Model parameter estimation

Description

Function to estimate model parameters by maximizing the observed log likelihood via an EM algorithm. The estimation procedure is based on an algorithm proposed by James and Sugar (2003).

The function is not normally called directly, but rather service routines for mocca. See the description of the mocca function for more detailed information of arguments.

Usage

estimate.mocca(data,K=5,q=6,h=2,random=TRUE,B=NULL,svd=TRUE,
       use.covariates=FALSE,stand.cov=TRUE,index.cov=NULL,
       lambda=1.4e-4,EM.maxit=50, EMstep.tol=1e-8,Mstep.maxit=10,
       Mstep.tol=1e-4, EMplot=TRUE,trace=TRUE,n.cores=NULL)

Arguments

`data`	a list containing at least five objects (vectors) named as `x`, `time`, `timeindex`, `curve`, `grid`, `covariates` (optional). See `mocca` for the detailed explanation of each object.
`K`	number of clusters (default: `K=3`).
`q`	number of B-splines used to describe the individual curves. Evenly spaced knots are used (default: `q=6`). (currently only B-splines are implemented, however, it is possible to use other basis functions such as, e.g. Fourier basis functions)
`h`	a positive integer, parameter vector dimension in low-dimensionality representation of the curves (spline coefficients). `h` should be less or equal to the number of clusters `K` (default: `h=2`).
`random`	`TRUE/FALSE`, if `TRUE` each subject is randomly assigned to one of the `K` clusters initially, otherwise `k-`means is used to initialize cluster belongings (default: TRUE).
`B`	an `N x q` matrix of spline coefficients, the spline approximation of the yearly curves based on `p` number of splines. If `B=NULL` (default), the coefficients are estimated using `fda:: create.bspline.basis`.
`svd`	`TRUE/FALSE`, whether SVD decomposition should be used for the matrix of spline coefficients (default: TRUE).
`use.covariates`	`TRUE/FALSE`, whether covariates should be included when modelling (default: FALSE).
`stand.cov`	`TRUE/FALSE`, whether covariates should be standardized when modelling (default: `TRUE`).
`index.cov`	a vector of indices indicating which covariates should be used when modelling.

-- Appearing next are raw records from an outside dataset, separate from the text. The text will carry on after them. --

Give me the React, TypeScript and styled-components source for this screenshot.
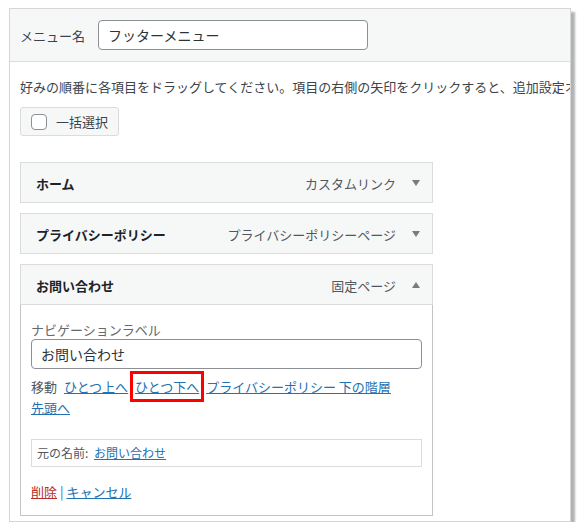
import styled, { createGlobalStyle } from 'styled-components';

const GlobalStyle = createGlobalStyle`
  * { box-sizing: border-box; }
  body {
    margin: 0;
    background: #fff;
    font-family: "Noto Sans CJK JP", "Noto Sans", sans-serif;
    font-size: 13px;
    color: #3c434a;
  }
`;

const items = [
  { title: 'ホーム', type: 'カスタムリンク', open: false },
  { title: 'プライバシーポリシー', type: 'プライバシーポリシーページ', open: false },
  { title: 'お問い合わせ', type: '固定ページ', open: true },
];

export default function App() {
  return (
    <>
      <GlobalStyle />
      <Frame>
        <Header>
          <Label>メニュー名</Label>
          <NameInput defaultValue="フッターメニュー" />
        </Header>

        <Content>
          <Description>
            好みの順番に各項目をドラッグしてください。項目の右側の矢印をクリックすると、追加設定オプションが表示されます。
          </Description>

          <BulkButton>
            <Check />
            <span>一括選択</span>
          </BulkButton>

          <MenuList>
            {items.map((item) => (
              <MenuItem key={item.title}>
                <Handle>
                  <ItemTitle>{item.title}</ItemTitle>
                  <Controls>
                    <span>{item.type}</span>
                    <Arrow $up={item.open} />
                  </Controls>
                </Handle>

                {item.open && (
                  <Settings>
                    <FieldLabel>ナビゲーションラベル</FieldLabel>
                    <LabelInput defaultValue="お問い合わせ" />

                    <MoveRow>
                      <span>移動</span>
                      <Link href="#">ひとつ上へ</Link>
                      <Link href="#" $marked>
                        ひとつ下へ
                      </Link>
                      <Link href="#">プライバシーポリシー 下の階層</Link>
                      <Link href="#">先頭へ</Link>
                    </MoveRow>

                    <Original>
                      元の名前: <Link href="#">お問い合わせ</Link>
                    </Original>

                    <Actions>
                      <Link href="#" $danger>
                        削除
                      </Link>{' '}
                      <Sep>|</Sep> <Link href="#">キャンセル</Link>
                    </Actions>
                  </Settings>
                )}
              </MenuItem>
            ))}
          </MenuList>
        </Content>
      </Frame>
    </>
  );
}

const Frame = styled.div`
  margin: 8px 0 0 9px;
  width: 562px;
  height: 514px;
  border: 1px solid #d6d6d6;
  background: #fff;
  overflow: hidden;
  box-shadow: 4px 4px 2px rgba(0, 0, 0, 0.3);
`;

const Header = styled.div`
  display: flex;
  align-items: center;
  gap: 13px;
  height: 53px;
  padding: 0 10px;
  background: #f6f7f7;
  border-bottom: 1px solid #dcdcde;
`;

const Label = styled.span`
  font-size: 13px;
  color: #3c434a;
`;

const NameInput = styled.input`
  width: 270px;
  height: 30px;
  padding: 0 9px;
  border: 1px solid #8c8f94;
  border-radius: 4px;
  font-family: inherit;
  font-size: 14px;
  color: #2c3338;
  background: #fff;
`;

const Content = styled.div`
  padding: 15px 10px 0;
`;

const Description = styled.p`
  margin: 0;
  line-height: 19px;
  white-space: nowrap;
  color: #3c434a;
`;

const BulkButton = styled.div`
  display: inline-flex;
  align-items: center;
  gap: 9px;
  margin-top: 11px;
  height: 29px;
  padding: 0 10px;
  border: 1px solid #dcdcde;
  border-radius: 3px;
  background: #f6f7f7;
  color: #3c434a;
`;

const Check = styled.span`
  width: 16px;
  height: 16px;
  border: 1px solid #8c8f94;
  border-radius: 4px;
  background: #fff;
`;

const MenuList = styled.div`
  display: flex;
  flex-direction: column;
  gap: 10px;
  width: 413px;
  margin-top: 26px;
`;

const MenuItem = styled.div`
  display: flex;
  flex-direction: column;
`;

const Handle = styled.div`
  display: flex;
  align-items: center;
  justify-content: space-between;
  height: 41px;
  padding: 1px 12px 0 15px;
  border: 1px solid #dcdcde;
  background: #f6f7f7;
`;

const ItemTitle = styled.span`
  font-weight: 700;
  color: #1d2327;
`;

const Controls = styled.span`
  display: flex;
  align-items: center;
  gap: 16px;
  color: #50575e;
`;

const Arrow = styled.span<{ $up?: boolean }>`
  width: 0;
  height: 0;
  border-left: 4px solid transparent;
  border-right: 4px solid transparent;
  ${(p) =>
    p.$up
      ? 'border-bottom: 6px solid #787c82;'
      : 'border-top: 6px solid #787c82;'}
`;

const Settings = styled.div`
  padding: 16px 10px 14px;
  border: 1px solid #c3c4c7;
  border-top: none;
`;

const FieldLabel = styled.div`
  line-height: 18px;
  color: #646970;
`;

const LabelInput = styled.input`
  display: block;
  width: 100%;
  height: 30px;
  padding: 0 9px;
  border: 1px solid #8c8f94;
  border-radius: 4px;
  font-family: inherit;
  font-size: 14px;
  color: #2c3338;
`;

const MoveRow = styled.div`
  display: flex;
  flex-wrap: wrap;
  column-gap: 7px;
  margin-top: 7px;
  line-height: 21px;
  color: #50575e;
`;

const Link = styled.a<{ $marked?: boolean; $danger?: boolean }>`
  color: ${(p) => (p.$danger ? '#b32d2e' : '#2271b1')};
  text-decoration: underline;
  white-space: nowrap;
  ${(p) => p.$marked && 'outline: 3.5px solid #ff0000; outline-offset: 2px;'}
`;

const Original = styled.div`
  margin-top: 21px;
  padding: 4px 5px;
  border: 1px solid #dcdcde;
  font-size: 12px;
  line-height: 18px;
  color: #50575e;

  a {
    margin-left: 3px;
  }
`;

const Actions = styled.div`
  margin-top: 15px;
  line-height: 19px;
`;

const Sep = styled.span`
  color: #2271b1;
`;
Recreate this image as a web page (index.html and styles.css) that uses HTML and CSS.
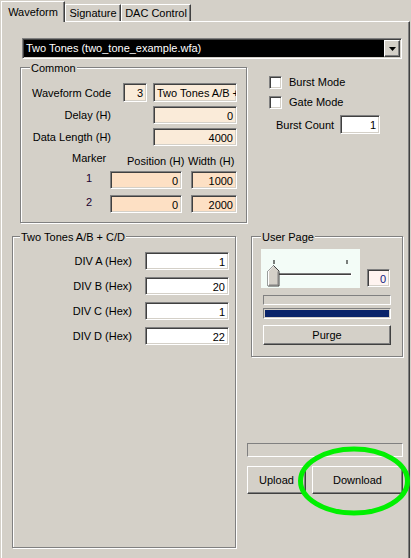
FILE: index.html
```html
<html lang="en">
  <head>
    <meta charset="UTF-8" />
    <title>Waveform</title>
    <link rel="stylesheet" href="styles.css">
  </head>
  <body>
    <div class="tabs">
      <div class="tab active">Waveform</div>
      <div class="tab sig">Signature</div>
      <div class="tab dac">DAC Control</div>
    </div>
    <div class="page">
      <div class="combo">
        <span class="combo-text">Two Tones (two_tone_example.wfa)</span>
        <span class="combo-btn">
          <svg width="7" height="4" viewBox="0 0 7 4"><polygon points="0,0 7,0 3.5,4" fill="#000"/></svg>
        </span>
      </div>

      <div class="row-top">
        <div class="group common">
          <div class="caption">Common</div>
          <div class="line first">
            <span class="lbl">Waveform Code</span>
            <span class="edit peach code">3</span>
            <span class="edit peach name left">Two Tones A/B + C/D</span>
          </div>
          <div class="line">
            <span class="lbl">Delay (H)</span>
            <span class="edit peach wide">0</span>
          </div>
          <div class="line">
            <span class="lbl">Data Length (H)</span>
            <span class="edit peach wide">4000</span>
          </div>
          <div class="marker-head">
            <span class="mh-marker">Marker</span>
            <span class="mh-pos">Position (H)</span>
            <span class="mh-width">Width (H)</span>
          </div>
          <div class="marker-row">
            <span class="num">1</span>
            <span class="edit orange pos">0</span>
            <span class="edit orange wid">1000</span>
          </div>
          <div class="marker-row second">
            <span class="num">2</span>
            <span class="edit orange pos">0</span>
            <span class="edit orange wid">2000</span>
          </div>
        </div>

        <div class="modes">
          <div class="check"><span class="box"></span>Burst Mode</div>
          <div class="check"><span class="box"></span>Gate Mode</div>
          <div class="count">
            <span class="count-lbl">Burst Count</span>
            <span class="edit white count-box">1</span>
          </div>
        </div>
      </div>

      <div class="row-bottom">
        <div class="group tones">
          <div class="caption">Two Tones A/B + C/D</div>
          <div class="div-row first"><span class="div-lbl">DIV A (Hex)</span><span class="edit white div-box">1</span></div>
          <div class="div-row"><span class="div-lbl">DIV B (Hex)</span><span class="edit white div-box">20</span></div>
          <div class="div-row"><span class="div-lbl">DIV C (Hex)</span><span class="edit white div-box">1</span></div>
          <div class="div-row"><span class="div-lbl">DIV D (Hex)</span><span class="edit white div-box">22</span></div>
        </div>

        <div class="side">
          <div class="group user">
            <div class="caption">User Page</div>
            <div class="slider-row">
              <svg class="slider" width="99" height="39" viewBox="0 0 99 39">
                <rect width="99" height="39" fill="#f3fcf7"/>
                <rect x="12.5" y="11" width="1" height="4" fill="#000"/>
                <rect x="85.5" y="11" width="1" height="4" fill="#000"/>
                <rect x="10" y="24" width="80" height="1" fill="#808080"/>
                <rect x="10" y="25" width="80" height="1" fill="#404040"/>
                <rect x="10" y="26" width="81" height="1" fill="#ffffff"/>
                <rect x="90" y="24" width="1" height="3" fill="#ffffff"/>
                <polygon points="7,22 12.5,16.5 18,22 18,37 7,37" fill="#d4d0c8" stroke="#404040" stroke-width="1"/>
                <polyline points="7.5,36.5 7.5,22 12.5,17" fill="none" stroke="#ffffff" stroke-width="1"/>
                <polyline points="17,22.5 17,36 8,36" fill="none" stroke="#808080" stroke-width="1"/>
              </svg>
              <span class="edit pink page-box">0</span>
            </div>
            <div class="bar"></div>
            <div class="bar filled"><span></span></div>
            <div class="btn purge">Purge</div>
          </div>
          <div class="status"></div>
          <div class="actions">
            <div class="btn upload">Upload</div>
            <div class="btn download">Download</div>
          </div>
        </div>
      </div>

      <svg class="mark" width="121" height="82" viewBox="0 0 121 82">
        <ellipse cx="64" cy="41" rx="53.5" ry="32" fill="none" stroke="#00f000" stroke-width="5"/>
      </svg>
    </div>
  </body>
</html>
```

FILE: styles.css
```css
body {
  margin: 0;
  width: 411px;
  height: 558px;
  overflow: hidden;
  background-color: #d4d0c8;
  font-family: "Liberation Sans", Arial, sans-serif;
  font-size: 11px;
  color: #000;
}

/* tabs */
.tabs {
  display: flex;
  align-items: flex-end;
  height: 21px;
  padding-left: 1px;
}

.tab {
  box-sizing: border-box;
  height: 17px;
  line-height: 16px;
  text-align: center;
  border-top: 1px solid #fff;
  border-left: 1px solid #fff;
  border-right: 1px solid #404040;
  box-shadow: inset -1px 0 #808080;
}

.tab.active {
  width: 64px;
  height: 21px;
  line-height: 20px;
  margin-bottom: -1px;
  background-color: #d4d0c8;
  position: relative;
  z-index: 1;
}

.tab.sig {
  width: 56px;
}

.tab.dac {
  width: 70px;
}

/* page */
.page {
  box-sizing: border-box;
  position: relative;
  width: 409px;
  height: 545px;
  margin-left: 1px;
  border-top: 1px solid #fff;
  border-left: 1px solid #fff;
  border-right: 1px solid #404040;
  box-shadow: inset -1px 0 #808080;
}

.combo {
  box-sizing: border-box;
  display: flex;
  width: 380px;
  height: 21px;
  margin: 16px 0 0 20px;
  background-color: #000;
  border: 1px solid;
  border-color: #808080 #fff #fff #808080;
  box-shadow: inset 1px 1px #404040, inset -1px -1px #d4d0c8;
  padding: 1px;
}

.combo-text {
  flex: 1;
  color: #fff;
  line-height: 17px;
  padding-left: 2px;
}

.combo-btn {
  box-sizing: border-box;
  width: 16px;
  height: 17px;
  display: flex;
  align-items: center;
  justify-content: center;
  background-color: #d4d0c8;
  border: 1px solid;
  border-color: #fff #404040 #404040 #fff;
  box-shadow: inset -1px -1px #808080;
}

/* group boxes */
.group {
  box-sizing: border-box;
  border: 1px solid #808080;
  box-shadow: inset 1px 1px #fff, 1px 1px #fff;
}

.caption {
  display: table;
  line-height: 13px;
  margin: -6px 0 0 9px;
  padding: 0 1px;
  background-color: #d4d0c8;
}

.edit {
  box-sizing: border-box;
  display: block;
  height: 19px;
  line-height: 15px;
  padding: 2px 3px 0 2px;
  text-align: right;
  white-space: nowrap;
  overflow: hidden;
  border: 1px solid;
  border-color: #808080 #fff #fff #808080;
  box-shadow: inset 1px 1px #404040, inset -1px -1px #d4d0c8;
}

.peach {
  background-color: #faebd9;
}

.orange {
  background-color: #fde0c4;
}

.white {
  background-color: #fff;
}

.pink {
  background-color: #fff4f0;
  color: #102080;
}

.left {
  text-align: left;
}

/* top row */
.row-top {
  display: flex;
  align-items: flex-start;
}

.common {
  width: 227px;
  height: 156px;
  margin: 8px 0 0 18px;
}

.line {
  display: flex;
  align-items: center;
  margin-top: 4px;
}

.line.first {
  margin-top: 8px;
}

.line .edit {
  height: 18px;
}

.line.first .edit {
  height: 19px;
}

.lbl {
  width: 90px;
  text-align: right;
}

.code {
  width: 24px;
  margin-left: 12px;
}

.name {
  width: 84px;
  margin-left: 6px;
  padding-left: 3px;
}

.wide {
  width: 84px;
  margin-left: 42px;
}

.marker-head {
  display: flex;
  align-items: flex-start;
  margin-top: 6px;
  line-height: 13px;
}

.mh-marker {
  width: 55px;
  margin-left: 51px;
}

.mh-pos {
  width: 61px;
  margin-top: 3px;
}

.mh-width {
  margin-top: 3px;
}

.marker-row {
  display: flex;
  align-items: flex-start;
  margin-top: 3px;
}

.marker-row.second {
  margin-top: 6px;
}

.marker-row .edit {
  height: 18px;
}

.num {
  width: 20px;
  margin: 1px 0 0 58px;
  line-height: 13px;
  text-align: center;
  color: #200030;
}

.pos {
  width: 72px;
  margin-left: 11px;
}

.wid {
  width: 46px;
  margin-left: 9px;
}

.modes {
  margin-top: 17px;
}

.check {
  display: flex;
  align-items: center;
  height: 13px;
  line-height: 13px;
  margin: 0 0 7px 22px;
}

.box {
  box-sizing: border-box;
  width: 13px;
  height: 13px;
  margin-right: 7px;
  background-color: #fff;
  border: 1px solid;
  border-color: #808080 #fff #fff #808080;
  box-shadow: inset 1px 1px #404040, inset -1px -1px #d4d0c8;
}

.count {
  display: flex;
  align-items: center;
  margin: -1px 0 0 29px;
}

.count-lbl {
  width: 64px;
}

.count-box {
  width: 40px;
}

/* bottom row */
.row-bottom {
  display: flex;
  align-items: flex-start;
  margin-top: 13px;
}

.tones {
  width: 224px;
  height: 312px;
  margin-left: 10px;
}

.tones .caption {
  margin-left: 7px;
}

.div-row {
  display: flex;
  align-items: center;
  margin-top: 7px;
}

.div-row.first {
  margin-top: 8px;
}

.div-lbl {
  width: 119px;
  text-align: right;
}

.div-box {
  width: 84px;
  height: 18px;
  margin-left: 13px;
}

.side {
  display: flex;
  flex-direction: column;
}

.user {
  width: 152px;
  height: 121px;
  margin-left: 15px;
}

.slider-row {
  display: flex;
  align-items: flex-end;
  margin: 5px 0 0 9px;
}

.slider {
  display: block;
}

.page-box {
  width: 23px;
  height: 18px;
  margin: 0 0 1px 7px;
}

.bar {
  box-sizing: border-box;
  width: 128px;
  height: 10px;
  margin: 7px 0 0 11px;
  border: 1px solid;
  border-color: #808080 #fff #fff #808080;
}

.bar.filled {
  height: 11px;
  margin-top: 3px;
  padding: 1px;
}

.bar.filled span {
  display: block;
  height: 100%;
  background-color: #0a246a;
}

.btn {
  box-sizing: border-box;
  display: flex;
  align-items: center;
  justify-content: center;
  background-color: #d4d0c8;
  border: 1px solid;
  border-color: #fff #404040 #404040 #fff;
  box-shadow: inset -1px -1px #808080;
}

.purge {
  width: 128px;
  height: 20px;
  margin: 6px 0 0 11px;
}

.status {
  box-sizing: border-box;
  width: 156px;
  height: 14px;
  margin: 86px 0 0 11px;
  border: 1px solid;
  border-color: #808080 #fff #fff #808080;
}

.actions {
  display: flex;
  gap: 6px;
  margin: 9px 0 0 11px;
}

.upload {
  width: 59px;
  height: 28px;
}

.download {
  width: 91px;
  height: 28px;
}

/* hand-drawn highlight on top of the download button */
.mark {
  position: absolute;
  left: 288px;
  top: 418px;
}
```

If `NULL` (default) all present covariates are included.
`lambda`	a positive real number, smoothing parameter value to be used when estimating B-spline coefficients.
`EM.maxit`	a positive integer which gives the maximum number of iterations for a EM algorithm (default: EM.maxit=50).
`EMstep.tol`	the tolerance to use within iterative procedure of the EM algorithm (default: EMstep.tol=1e-8).
`Mstep.maxit`	a positive scalar which gives the maximum number of iterations for an inner loop of the parameter estimation in M step (default: Mstep.maxit=20).
`Mstep.tol`	the tolerance to use within iterative procedure to estimate model parameters (default: Mstep.tol=1e-4).
`EMplot`	`TRUE/FALSE`, whether plots of cluster means with some summary information should be produced at each iteration of the EM algorithm (default: FALSE).
`trace`	`TRUE/FALSE`, whether to print the current values of `\sigma^2` and `\sigma^2_x` of the covariates at each iteration of `M step` (default: TRUE).
`n.cores`	number of cores to be used with parallel computing.

Value

A list is returned with the following items:

`loglik`	the maximized log likelihood value.
`sig2`	estimated residual variance for the spline coefficients (for the model without covariates), or a vector of the estimated residual variances for the spline coefficients and for the covariates (for the model with covariates).
`conv`	indicates why the EM algorithm terminated: 0: indicates successful completion. 1: indicates that the iteration limit `EM.maxit` has been reached.
`iter`	number of iterations of the EM algorithm taken to get convergence.
`score.hist`	a matrix of the succesive values of the scores: residual variances and log likelihood, up until convergence.
`parameters`	a list containing all the estimated parameters: `\bm\lambda_0`, `\bm\Lambda`, `\bm\alpha_k`, `\bm\Gamma_k` (or `\bm\Delta_k` in presence of covariates), `\pi_k` (probabilities of cluster belongnings), `\sigma^2_x` (residual variance for the covariates if present), `\mathbf{v}_k` (mean values of the covariates for each cluster, in presence of covariates), `k=1,..., K`, where `K` is the number of clusters.
`vars`	a list containing results from the E step of the algorithm: the posterior probabilities for each subject `\pi_{k\|i}`'s, the expected values of the `\bm\gamma_i`'s, `\bm\gamma_i\bm\gamma_i^T`, and the covariance matrix of `\bm\gamma_i` given cluster membership and the observed values of the curve. See Arnqvist and Sjöstedt de Luna (2019) that explains these values.
`data`	a list containing all the original data plus re-arranged functional data and covariates (if supplied) needed for EM-steps.
`design`	a list of spline basis matrices with and without covariates: `FullS.bmat` is the spline basis matrix `\mathbf{S}` computed on the grid of uniquily specified time points; `FullS` is the spline basis matrix `FullS.bmat` or `\mathbf U` matrix from the svd of `FullS` (if applied); `\mathbf{S}` is the spline basis matrix computed on `timeindex`, a vector of time indices from `T` possible from `grid`; the inverse `(\mathbf{S}^T\mathbf{S})^{-1}`; `tag.S` is the matrix `\mathbf{S}` with covariates; `tag.FullS` is the matrix `FullS` with covariates.
`initials`	a list of initial settings: `q` is the spline basis dimension, `N` is the number of objects/curves, `Q` is the number of basis dimension plus the number of covariates (if present), `random` is whether k-means was used to initialize cluster belonings, `h` is the vector dimension in low-dimensionality representation of the curves, `K` is the number of clusters, `r` is the number of scalar covariates.

Author(s)

Per Arnqvist, Natalya Pya Arnqvist, Sara Sjöstedt de Luna

References

James, G.M., Sugar, C.A. (2003). Clustering for sparsely sampled functional data. Journal of the American Statistical Association, 98.462, 397–408.

Arnqvist, P., and Sjöstedt de Luna, S. (2019). Model based functional clustering of varved lake sediments. arXiv preprint arXiv:1904.10265.